Recently, a 'New Company Law' (replacing the old law) was promulgated and came into force in October 2005, (see http://www.pinsentmasons.com/media/1186002219.pdf and http://www.pinsentmasons.com/media/729151186.pdf for Pinsent Masons updates on this law).

Holding companies

In recent years, a number of foreign companies have established wholly foreign-owned or Chinese/foreign joint venture companies, the main purpose of which is to hold equity interests in subsidiary enterprises in China and to provide a range of centralised services to these subsidiaries. These are formally known as 'investment companies' and informally as 'holding companies'.

A holding company may be established as an equity joint venture or wholly foreign-owned enterprise, meaning the laws that apply to each also apply to holding companies, as do the general provisions of the Company Law.

Additional operational vehicles

Branch offices: In many countries, it is possible for foreign companies to establish brand offices engaging in business activities without the need to establish a foreign subsidiary.

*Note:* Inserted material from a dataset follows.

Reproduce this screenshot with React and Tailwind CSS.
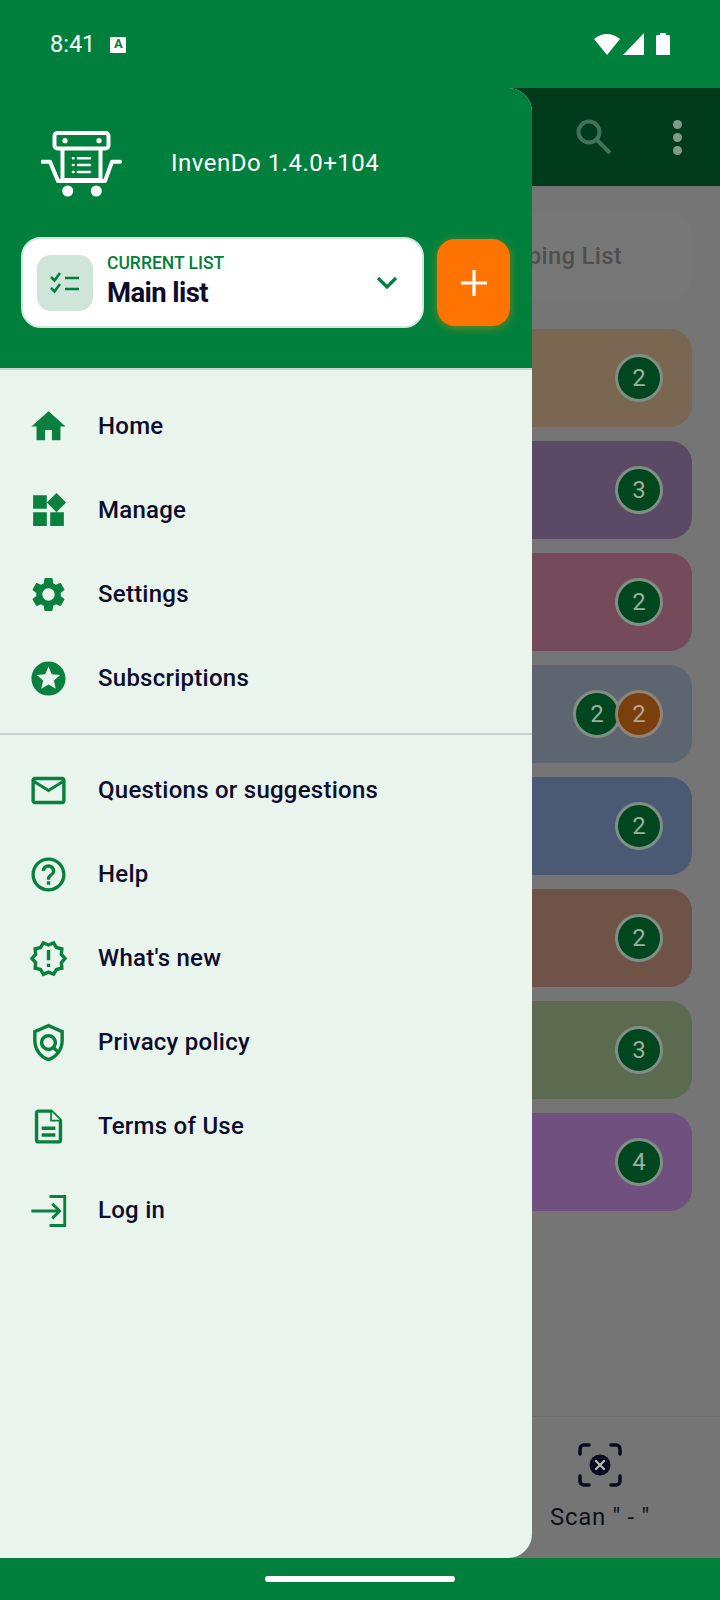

However, in China, the situation is different. The Company Law introduces the legal possibility of foreign brand offices but no specific regulations have yet been promulgated. Currently, only foreign companies in a limited number of business sectors, such as banking and insurance have been permitted to open branches in China.

Service centres: Foreign parties may enter into agreements with Chinese counterparts where the Chinese party is authorised to establish a service centre in China. These centres may provide after-sales service, maintenance and spare parts for machinery and equipment sold to end-users in China. They may not, however, market the main products they service.

Bonded zone and export processing zone enterprises: The Chinese government has set up these zones to facilitate import and export trade and encourage activities such as trading, warehousing, trade financing, transportation, packaging and export processing. Goods can be imported into and exported from these zones duty-free and are subject to very few import and export licensing restrictions.